▶ **Given exercise**: Collect every line that includes the string "styles".

━━━━━━━━━━━━━━━━━━━━

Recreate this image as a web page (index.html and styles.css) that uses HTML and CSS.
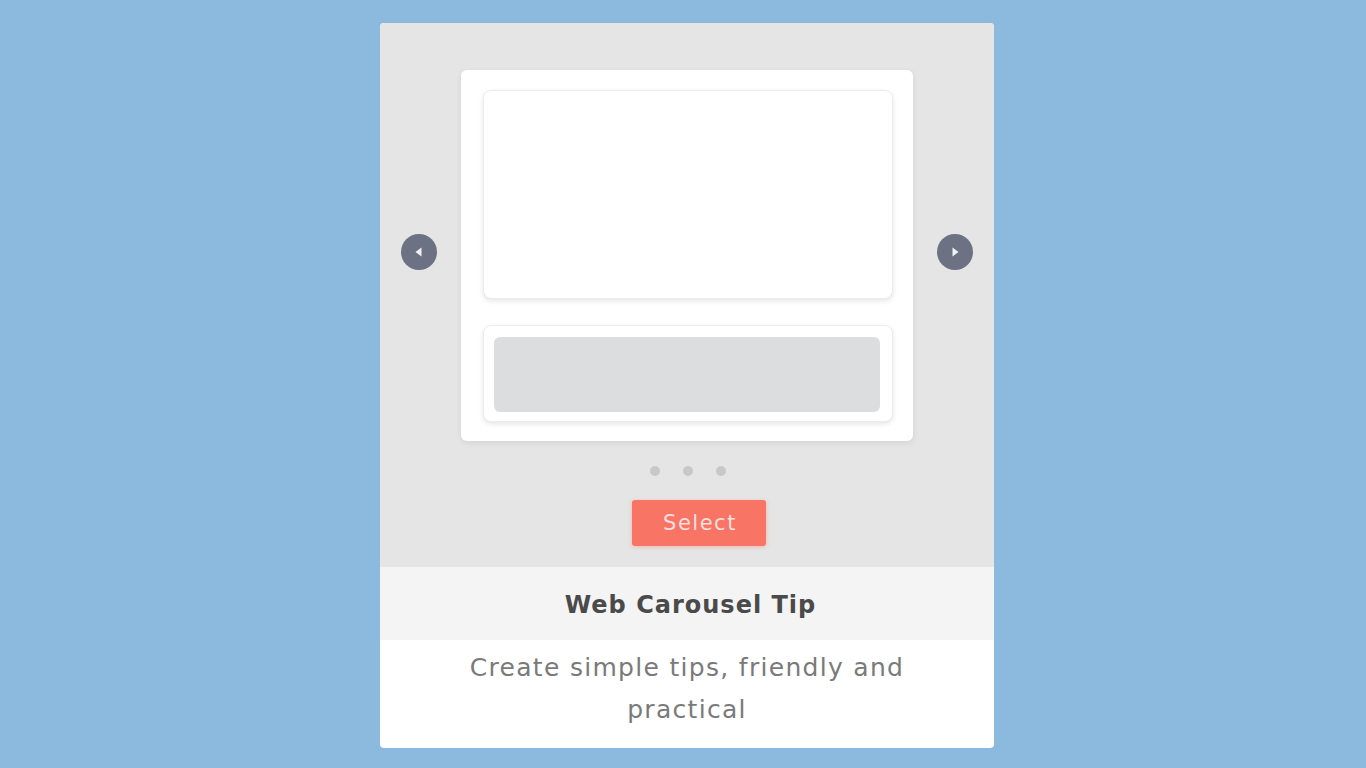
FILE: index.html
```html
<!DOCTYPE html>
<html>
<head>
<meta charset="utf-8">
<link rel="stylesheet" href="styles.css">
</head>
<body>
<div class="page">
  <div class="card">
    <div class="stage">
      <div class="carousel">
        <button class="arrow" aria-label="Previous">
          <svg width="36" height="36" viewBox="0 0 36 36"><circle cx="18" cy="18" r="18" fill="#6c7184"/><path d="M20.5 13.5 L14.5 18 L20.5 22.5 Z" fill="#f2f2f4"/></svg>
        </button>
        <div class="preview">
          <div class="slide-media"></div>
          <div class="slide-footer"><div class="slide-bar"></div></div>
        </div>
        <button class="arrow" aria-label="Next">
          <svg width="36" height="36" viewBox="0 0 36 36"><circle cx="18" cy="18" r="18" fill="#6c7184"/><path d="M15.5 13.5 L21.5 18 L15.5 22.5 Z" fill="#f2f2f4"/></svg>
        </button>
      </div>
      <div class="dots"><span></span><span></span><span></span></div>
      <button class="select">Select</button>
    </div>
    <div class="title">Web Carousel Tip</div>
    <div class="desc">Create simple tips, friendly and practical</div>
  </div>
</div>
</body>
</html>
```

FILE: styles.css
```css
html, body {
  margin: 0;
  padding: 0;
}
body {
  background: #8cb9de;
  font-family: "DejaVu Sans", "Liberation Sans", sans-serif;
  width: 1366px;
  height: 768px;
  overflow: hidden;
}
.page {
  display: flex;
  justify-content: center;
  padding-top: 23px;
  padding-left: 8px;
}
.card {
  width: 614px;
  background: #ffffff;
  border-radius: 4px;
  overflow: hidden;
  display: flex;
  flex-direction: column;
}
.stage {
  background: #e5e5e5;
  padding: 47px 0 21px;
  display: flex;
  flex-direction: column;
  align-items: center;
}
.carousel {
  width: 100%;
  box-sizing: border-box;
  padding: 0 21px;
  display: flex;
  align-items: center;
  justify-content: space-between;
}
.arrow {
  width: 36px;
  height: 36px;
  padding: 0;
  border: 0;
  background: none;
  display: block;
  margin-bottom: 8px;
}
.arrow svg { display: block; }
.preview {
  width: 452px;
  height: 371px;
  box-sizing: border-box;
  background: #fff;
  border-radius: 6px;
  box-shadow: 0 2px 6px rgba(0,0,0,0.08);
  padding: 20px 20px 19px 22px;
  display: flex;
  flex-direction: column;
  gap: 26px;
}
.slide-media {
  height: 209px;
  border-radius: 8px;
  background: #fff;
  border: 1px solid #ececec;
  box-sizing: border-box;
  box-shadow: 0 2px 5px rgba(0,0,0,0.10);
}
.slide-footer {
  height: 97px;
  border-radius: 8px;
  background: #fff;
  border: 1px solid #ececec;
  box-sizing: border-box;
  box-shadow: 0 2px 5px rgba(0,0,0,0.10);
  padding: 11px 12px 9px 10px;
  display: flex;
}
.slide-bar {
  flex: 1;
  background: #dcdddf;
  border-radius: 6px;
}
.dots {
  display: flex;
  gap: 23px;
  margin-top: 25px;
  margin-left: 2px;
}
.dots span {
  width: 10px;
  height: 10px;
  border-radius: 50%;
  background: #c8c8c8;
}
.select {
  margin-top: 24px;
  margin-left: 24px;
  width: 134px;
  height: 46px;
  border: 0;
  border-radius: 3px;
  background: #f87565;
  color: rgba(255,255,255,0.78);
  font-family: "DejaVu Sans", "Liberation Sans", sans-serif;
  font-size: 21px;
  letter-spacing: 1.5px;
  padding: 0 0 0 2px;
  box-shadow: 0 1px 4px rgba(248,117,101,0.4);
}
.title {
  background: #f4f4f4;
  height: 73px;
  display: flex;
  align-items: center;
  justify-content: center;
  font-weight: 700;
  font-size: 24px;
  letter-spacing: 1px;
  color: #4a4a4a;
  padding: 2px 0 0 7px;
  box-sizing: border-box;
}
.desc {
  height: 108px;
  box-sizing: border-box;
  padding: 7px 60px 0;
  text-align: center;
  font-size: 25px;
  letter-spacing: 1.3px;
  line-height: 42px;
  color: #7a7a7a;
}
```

━━━━━━━━━━━━━━━━━━━━

▶ **Full answer**:
Recreate this image as a web page (index.html and styles.css) that uses HTML and CSS.
<link rel="stylesheet" href="styles.css">
FILE: styles.css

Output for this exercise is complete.